··· DATA TO USE
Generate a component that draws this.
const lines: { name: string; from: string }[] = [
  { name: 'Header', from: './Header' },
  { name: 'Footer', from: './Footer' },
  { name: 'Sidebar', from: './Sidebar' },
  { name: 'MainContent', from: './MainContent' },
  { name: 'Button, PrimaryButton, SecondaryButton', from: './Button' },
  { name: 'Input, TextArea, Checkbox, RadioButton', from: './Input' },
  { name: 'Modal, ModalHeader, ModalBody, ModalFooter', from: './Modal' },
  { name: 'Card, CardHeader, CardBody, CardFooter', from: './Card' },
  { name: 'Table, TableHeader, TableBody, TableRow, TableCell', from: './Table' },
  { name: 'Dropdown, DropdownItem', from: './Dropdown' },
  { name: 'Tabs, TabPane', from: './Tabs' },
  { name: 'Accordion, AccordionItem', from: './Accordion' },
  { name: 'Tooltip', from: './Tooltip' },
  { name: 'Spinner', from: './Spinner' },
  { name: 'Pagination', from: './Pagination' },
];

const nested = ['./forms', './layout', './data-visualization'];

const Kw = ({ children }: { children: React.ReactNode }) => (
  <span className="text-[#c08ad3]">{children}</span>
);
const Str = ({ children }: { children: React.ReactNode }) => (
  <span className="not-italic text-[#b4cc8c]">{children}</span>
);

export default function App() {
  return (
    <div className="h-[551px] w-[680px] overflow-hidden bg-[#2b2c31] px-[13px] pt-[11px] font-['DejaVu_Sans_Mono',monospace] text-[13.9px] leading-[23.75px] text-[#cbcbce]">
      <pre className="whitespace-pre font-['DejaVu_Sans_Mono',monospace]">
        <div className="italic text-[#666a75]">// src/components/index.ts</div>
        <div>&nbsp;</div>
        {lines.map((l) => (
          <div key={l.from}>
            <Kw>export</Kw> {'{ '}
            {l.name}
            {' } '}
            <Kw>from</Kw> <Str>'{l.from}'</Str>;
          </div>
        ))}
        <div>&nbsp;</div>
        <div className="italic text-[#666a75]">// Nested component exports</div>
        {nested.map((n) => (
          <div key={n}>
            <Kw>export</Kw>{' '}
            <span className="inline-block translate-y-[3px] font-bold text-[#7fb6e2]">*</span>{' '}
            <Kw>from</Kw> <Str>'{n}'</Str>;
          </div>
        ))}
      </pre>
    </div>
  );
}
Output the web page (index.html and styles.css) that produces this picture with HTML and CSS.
······
*TASK BRIEF*. Quote every record above exactly.

*ANSWER TO THE EXERCISE*.
Generate a component that draws this.
const lines: { name: string; from: string }[] = [
  { name: 'Header', from: './Header' },
  { name: 'Footer', from: './Footer' },
  { name: 'Sidebar', from: './Sidebar' },
  { name: 'MainContent', from: './MainContent' },
  { name: 'Button, PrimaryButton, SecondaryButton', from: './Button' },
  { name: 'Input, TextArea, Checkbox, RadioButton', from: './Input' },
  { name: 'Modal, ModalHeader, ModalBody, ModalFooter', from: './Modal' },
  { name: 'Card, CardHeader, CardBody, CardFooter', from: './Card' },
  { name: 'Table, TableHeader, TableBody, TableRow, TableCell', from: './Table' },
  { name: 'Dropdown, DropdownItem', from: './Dropdown' },
  { name: 'Tabs, TabPane', from: './Tabs' },
  { name: 'Accordion, AccordionItem', from: './Accordion' },
  { name: 'Tooltip', from: './Tooltip' },
  { name: 'Spinner', from: './Spinner' },
  { name: 'Pagination', from: './Pagination' },
];

const nested = ['./forms', './layout', './data-visualization'];

const Kw = ({ children }: { children: React.ReactNode }) => (
  <span className="text-[#c08ad3]">{children}</span>
);
const Str = ({ children }: { children: React.ReactNode }) => (
  <span className="not-italic text-[#b4cc8c]">{children}</span>
);

export default function App() {
  return (
    <div className="h-[551px] w-[680px] overflow-hidden bg-[#2b2c31] px-[13px] pt-[11px] font-['DejaVu_Sans_Mono',monospace] text-[13.9px] leading-[23.75px] text-[#cbcbce]">
      <pre className="whitespace-pre font-['DejaVu_Sans_Mono',monospace]">
        <div className="italic text-[#666a75]">// src/components/index.ts</div>
        <div>&nbsp;</div>
        {lines.map((l) => (
          <div key={l.from}>
            <Kw>export</Kw> {'{ '}
            {l.name}
            {' } '}
            <Kw>from</Kw> <Str>'{l.from}'</Str>;
          </div>
        ))}
        <div>&nbsp;</div>
        <div className="italic text-[#666a75]">// Nested component exports</div>
        {nested.map((n) => (
          <div key={n}>
            <Kw>export</Kw>{' '}
            <span className="inline-block translate-y-[3px] font-bold text-[#7fb6e2]">*</span>{' '}
            <Kw>from</Kw> <Str>'{n}'</Str>;
          </div>
        ))}
      </pre>
    </div>
  );
}
Output the web page (index.html and styles.css) that produces this picture with HTML and CSS.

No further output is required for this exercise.